Everything was working beautifully up until the beginning of chapter 20.  As my deadline neared again, it dawn on me that I still hadn’t properly resolved one of the major issues near the end of the book, when secrets and lies burst open, past and present collide, and LOTS OF STUFF hang in balance, because my God, who the hell are these people and why are their lives so fucked and how am I supposed to know how anyone would do in such a FUBAR situation?  The last time I led a double-life and my lies exploded in my face was when I was in fifth grade, when it was finally discovered that I, the model student*, had stopped doing my homework weeks ago.

I stopped sleeping.  At one point, so sleep-deprived, I started writing a farce of an ending, giggling all the while.  My critique partner, Janine, who stayed up one whole night and half the next day with me–I can never be grateful enough–sagely put down her foot and told me to stop and take a nap.

I did managed to get down a non-farcical version and turn it in to the typesetter.  But less than 24 hours later, I realized how I really should have written it.  So, over the holidays, I went over most of the manuscript with a fine-toothed comb, and then took a ball-wrecker to the last 2.5 chapters.

Now I’m finally happy–ecstatic, actually–with the book.

I have been extraordinarily fortunate in this regard.  I have hated all my books during the writing.  All of them, passionately.  But somehow, by the magic of creative alchemy, by the time I get to the end, I am just in love: This book and I, we have come through so much, we have quarreled, fought, and battled through innumerable problems and now we have finally reached OUR happily ever after.

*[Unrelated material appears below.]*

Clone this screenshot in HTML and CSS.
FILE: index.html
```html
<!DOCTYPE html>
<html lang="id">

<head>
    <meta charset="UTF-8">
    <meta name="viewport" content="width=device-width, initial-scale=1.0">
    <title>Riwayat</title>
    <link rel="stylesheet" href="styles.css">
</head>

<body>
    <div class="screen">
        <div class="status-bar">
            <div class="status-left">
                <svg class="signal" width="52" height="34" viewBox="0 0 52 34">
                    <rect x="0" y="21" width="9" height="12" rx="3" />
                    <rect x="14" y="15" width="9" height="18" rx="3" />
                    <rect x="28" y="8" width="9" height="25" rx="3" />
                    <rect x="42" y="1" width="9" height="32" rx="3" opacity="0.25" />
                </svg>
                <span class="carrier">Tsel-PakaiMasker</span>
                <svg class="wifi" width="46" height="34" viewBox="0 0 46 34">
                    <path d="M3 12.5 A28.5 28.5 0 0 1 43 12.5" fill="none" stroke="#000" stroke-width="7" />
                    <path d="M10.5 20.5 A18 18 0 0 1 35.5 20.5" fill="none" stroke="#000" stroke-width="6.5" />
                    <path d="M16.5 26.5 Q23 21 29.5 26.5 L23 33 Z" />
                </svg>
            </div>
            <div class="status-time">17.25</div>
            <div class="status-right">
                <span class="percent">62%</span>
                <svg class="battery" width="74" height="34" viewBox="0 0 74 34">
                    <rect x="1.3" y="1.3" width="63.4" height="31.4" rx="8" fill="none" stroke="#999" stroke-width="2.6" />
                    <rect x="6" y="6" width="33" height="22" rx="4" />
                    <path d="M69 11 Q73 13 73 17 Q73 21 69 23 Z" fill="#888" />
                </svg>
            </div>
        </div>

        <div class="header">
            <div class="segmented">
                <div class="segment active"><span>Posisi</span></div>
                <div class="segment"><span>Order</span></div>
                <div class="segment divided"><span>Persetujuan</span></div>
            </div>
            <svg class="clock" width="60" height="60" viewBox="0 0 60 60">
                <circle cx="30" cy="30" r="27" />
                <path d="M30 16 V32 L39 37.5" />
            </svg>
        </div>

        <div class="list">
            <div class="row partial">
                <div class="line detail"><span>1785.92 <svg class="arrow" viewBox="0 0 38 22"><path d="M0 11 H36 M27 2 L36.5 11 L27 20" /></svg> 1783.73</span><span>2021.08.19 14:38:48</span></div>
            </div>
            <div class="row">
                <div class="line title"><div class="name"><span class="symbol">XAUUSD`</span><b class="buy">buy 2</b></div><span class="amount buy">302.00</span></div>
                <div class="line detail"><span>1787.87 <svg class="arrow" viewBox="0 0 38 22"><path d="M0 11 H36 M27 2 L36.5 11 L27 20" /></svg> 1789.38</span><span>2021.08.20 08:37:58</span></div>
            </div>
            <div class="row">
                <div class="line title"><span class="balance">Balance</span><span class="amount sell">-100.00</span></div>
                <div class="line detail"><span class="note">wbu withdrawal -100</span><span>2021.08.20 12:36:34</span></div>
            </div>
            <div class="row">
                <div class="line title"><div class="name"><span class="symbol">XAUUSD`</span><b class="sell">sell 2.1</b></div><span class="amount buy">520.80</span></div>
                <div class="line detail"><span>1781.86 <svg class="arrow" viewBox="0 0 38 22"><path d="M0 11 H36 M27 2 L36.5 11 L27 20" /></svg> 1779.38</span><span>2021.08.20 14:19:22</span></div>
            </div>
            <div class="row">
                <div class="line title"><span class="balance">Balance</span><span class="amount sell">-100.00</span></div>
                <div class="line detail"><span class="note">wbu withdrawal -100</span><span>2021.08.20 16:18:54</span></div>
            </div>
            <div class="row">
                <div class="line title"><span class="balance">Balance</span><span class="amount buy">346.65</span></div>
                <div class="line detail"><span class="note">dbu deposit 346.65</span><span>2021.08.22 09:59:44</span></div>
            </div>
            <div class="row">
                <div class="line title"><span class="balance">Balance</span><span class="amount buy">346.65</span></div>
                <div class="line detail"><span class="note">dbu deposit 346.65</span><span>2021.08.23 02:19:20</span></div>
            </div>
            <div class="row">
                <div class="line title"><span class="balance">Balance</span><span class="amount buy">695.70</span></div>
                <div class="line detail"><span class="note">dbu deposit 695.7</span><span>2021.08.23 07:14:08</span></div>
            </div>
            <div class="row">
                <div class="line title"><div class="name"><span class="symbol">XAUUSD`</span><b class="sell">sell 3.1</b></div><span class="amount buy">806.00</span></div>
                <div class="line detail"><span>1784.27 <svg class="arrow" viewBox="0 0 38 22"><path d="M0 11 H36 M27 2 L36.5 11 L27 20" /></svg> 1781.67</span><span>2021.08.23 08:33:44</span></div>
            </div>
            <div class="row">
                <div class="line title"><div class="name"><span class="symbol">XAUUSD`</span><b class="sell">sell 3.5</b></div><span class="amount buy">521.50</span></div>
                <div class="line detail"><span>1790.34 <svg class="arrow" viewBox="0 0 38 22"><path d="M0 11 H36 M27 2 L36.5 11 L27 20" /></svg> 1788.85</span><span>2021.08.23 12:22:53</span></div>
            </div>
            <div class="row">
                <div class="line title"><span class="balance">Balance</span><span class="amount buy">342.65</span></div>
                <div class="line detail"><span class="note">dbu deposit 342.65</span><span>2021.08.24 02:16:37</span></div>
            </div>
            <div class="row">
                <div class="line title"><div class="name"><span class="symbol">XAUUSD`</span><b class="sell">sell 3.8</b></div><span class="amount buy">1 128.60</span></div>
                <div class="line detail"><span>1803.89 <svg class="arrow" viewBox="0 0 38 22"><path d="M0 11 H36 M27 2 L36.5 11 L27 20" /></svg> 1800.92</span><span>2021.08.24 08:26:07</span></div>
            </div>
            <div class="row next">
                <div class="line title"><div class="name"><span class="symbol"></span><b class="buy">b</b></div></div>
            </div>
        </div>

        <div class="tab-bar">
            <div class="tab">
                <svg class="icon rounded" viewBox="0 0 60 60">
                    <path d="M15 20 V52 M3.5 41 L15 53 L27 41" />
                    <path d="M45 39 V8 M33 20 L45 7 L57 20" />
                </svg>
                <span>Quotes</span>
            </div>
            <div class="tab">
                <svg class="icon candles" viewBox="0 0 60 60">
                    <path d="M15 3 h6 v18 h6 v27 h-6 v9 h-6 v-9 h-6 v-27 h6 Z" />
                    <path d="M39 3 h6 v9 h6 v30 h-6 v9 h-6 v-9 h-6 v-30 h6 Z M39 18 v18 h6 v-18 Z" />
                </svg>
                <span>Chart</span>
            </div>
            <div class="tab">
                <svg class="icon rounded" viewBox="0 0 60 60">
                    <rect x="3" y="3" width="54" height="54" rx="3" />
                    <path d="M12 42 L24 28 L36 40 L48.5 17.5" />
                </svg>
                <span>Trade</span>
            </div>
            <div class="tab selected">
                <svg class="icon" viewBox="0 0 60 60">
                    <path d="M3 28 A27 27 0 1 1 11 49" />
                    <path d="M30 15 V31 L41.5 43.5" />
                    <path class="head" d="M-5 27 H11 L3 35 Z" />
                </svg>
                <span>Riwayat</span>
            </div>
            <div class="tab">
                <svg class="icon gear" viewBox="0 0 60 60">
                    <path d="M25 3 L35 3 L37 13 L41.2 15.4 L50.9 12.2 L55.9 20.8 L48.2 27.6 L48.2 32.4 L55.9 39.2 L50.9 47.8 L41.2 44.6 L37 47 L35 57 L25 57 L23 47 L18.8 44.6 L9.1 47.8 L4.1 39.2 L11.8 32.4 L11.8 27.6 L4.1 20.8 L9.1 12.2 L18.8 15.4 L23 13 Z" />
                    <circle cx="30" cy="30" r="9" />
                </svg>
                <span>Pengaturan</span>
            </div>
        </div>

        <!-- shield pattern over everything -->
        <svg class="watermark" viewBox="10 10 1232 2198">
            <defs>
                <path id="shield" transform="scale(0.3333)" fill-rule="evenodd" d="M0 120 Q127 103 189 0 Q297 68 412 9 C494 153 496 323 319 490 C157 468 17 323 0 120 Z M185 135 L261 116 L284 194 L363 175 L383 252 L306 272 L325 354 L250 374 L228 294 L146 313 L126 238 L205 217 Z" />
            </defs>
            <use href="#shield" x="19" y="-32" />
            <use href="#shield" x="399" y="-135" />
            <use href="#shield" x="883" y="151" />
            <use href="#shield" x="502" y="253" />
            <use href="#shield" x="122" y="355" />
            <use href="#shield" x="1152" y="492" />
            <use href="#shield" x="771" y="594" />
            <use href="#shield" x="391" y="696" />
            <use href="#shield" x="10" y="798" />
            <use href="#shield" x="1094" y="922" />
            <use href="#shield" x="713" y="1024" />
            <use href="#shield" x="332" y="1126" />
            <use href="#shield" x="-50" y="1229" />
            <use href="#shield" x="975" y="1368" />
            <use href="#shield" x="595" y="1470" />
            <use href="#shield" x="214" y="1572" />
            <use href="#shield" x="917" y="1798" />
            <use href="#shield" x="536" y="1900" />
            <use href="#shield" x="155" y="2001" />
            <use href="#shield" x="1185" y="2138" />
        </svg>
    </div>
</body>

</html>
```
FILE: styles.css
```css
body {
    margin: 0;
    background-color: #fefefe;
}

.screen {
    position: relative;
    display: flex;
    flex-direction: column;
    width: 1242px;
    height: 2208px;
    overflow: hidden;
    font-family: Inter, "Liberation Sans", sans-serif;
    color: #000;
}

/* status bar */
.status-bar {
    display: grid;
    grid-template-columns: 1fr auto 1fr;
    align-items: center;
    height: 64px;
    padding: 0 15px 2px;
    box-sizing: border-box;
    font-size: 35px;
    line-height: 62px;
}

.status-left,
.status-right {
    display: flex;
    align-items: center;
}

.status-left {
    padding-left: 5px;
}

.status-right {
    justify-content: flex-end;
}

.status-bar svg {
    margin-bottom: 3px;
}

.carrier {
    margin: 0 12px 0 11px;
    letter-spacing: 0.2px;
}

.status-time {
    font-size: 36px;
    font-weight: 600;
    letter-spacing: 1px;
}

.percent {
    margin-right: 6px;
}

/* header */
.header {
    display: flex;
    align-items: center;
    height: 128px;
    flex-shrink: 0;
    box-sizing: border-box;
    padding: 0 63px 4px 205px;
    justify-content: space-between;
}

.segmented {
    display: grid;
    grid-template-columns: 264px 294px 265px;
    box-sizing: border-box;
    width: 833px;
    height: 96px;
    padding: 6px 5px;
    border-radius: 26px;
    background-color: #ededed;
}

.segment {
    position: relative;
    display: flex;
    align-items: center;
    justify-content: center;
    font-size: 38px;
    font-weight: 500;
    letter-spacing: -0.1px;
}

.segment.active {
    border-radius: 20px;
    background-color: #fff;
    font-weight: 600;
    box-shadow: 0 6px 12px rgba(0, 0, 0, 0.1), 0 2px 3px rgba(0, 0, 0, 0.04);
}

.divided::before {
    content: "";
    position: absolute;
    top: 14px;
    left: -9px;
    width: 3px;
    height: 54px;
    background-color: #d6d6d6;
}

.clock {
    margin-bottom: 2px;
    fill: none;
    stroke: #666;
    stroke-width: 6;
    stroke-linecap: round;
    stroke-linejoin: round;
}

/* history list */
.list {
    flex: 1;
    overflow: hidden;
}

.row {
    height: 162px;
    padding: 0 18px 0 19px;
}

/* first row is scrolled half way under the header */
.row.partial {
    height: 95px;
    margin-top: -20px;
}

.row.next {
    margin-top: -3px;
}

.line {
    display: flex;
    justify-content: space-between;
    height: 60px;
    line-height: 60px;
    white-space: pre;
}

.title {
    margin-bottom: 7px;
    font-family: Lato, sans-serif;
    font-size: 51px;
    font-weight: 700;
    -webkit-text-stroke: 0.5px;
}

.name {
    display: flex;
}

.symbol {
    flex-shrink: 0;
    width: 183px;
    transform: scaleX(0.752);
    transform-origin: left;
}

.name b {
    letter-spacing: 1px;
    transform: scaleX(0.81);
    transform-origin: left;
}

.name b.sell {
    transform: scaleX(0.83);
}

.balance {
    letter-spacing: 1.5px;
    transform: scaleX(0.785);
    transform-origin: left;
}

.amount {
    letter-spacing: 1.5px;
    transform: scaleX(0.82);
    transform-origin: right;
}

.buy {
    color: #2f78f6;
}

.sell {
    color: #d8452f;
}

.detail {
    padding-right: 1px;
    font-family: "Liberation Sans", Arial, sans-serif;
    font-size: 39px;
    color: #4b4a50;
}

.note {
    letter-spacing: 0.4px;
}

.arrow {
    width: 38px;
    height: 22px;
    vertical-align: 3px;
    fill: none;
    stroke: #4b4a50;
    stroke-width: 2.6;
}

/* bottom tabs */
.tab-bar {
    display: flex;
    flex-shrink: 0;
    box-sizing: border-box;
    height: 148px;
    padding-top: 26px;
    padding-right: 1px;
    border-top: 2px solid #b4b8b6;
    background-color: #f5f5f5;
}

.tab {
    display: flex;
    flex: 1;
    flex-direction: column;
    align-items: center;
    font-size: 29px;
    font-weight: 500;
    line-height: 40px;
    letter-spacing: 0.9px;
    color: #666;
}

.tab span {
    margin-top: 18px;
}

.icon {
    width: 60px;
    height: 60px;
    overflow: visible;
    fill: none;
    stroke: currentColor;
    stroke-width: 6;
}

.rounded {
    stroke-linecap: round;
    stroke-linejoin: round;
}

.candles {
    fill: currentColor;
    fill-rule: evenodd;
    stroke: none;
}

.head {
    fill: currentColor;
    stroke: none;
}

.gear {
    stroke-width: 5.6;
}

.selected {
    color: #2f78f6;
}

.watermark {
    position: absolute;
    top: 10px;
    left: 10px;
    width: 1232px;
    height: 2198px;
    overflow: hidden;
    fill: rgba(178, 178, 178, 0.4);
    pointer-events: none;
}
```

I often hesitate to recommend my books to people, because I never know how any given story of mine will interact with any given reader.  But this I can say: Whenever I look at one of my books on the shelf, I sigh and go, you are so perfect–for me.

And now HIS AT NIGHT has joined the ranks of those books that are perfect for me.

*Actually, by Chinese standards, I was a somewhat problematic student, but my grades kept my teachers from targeting me too hard.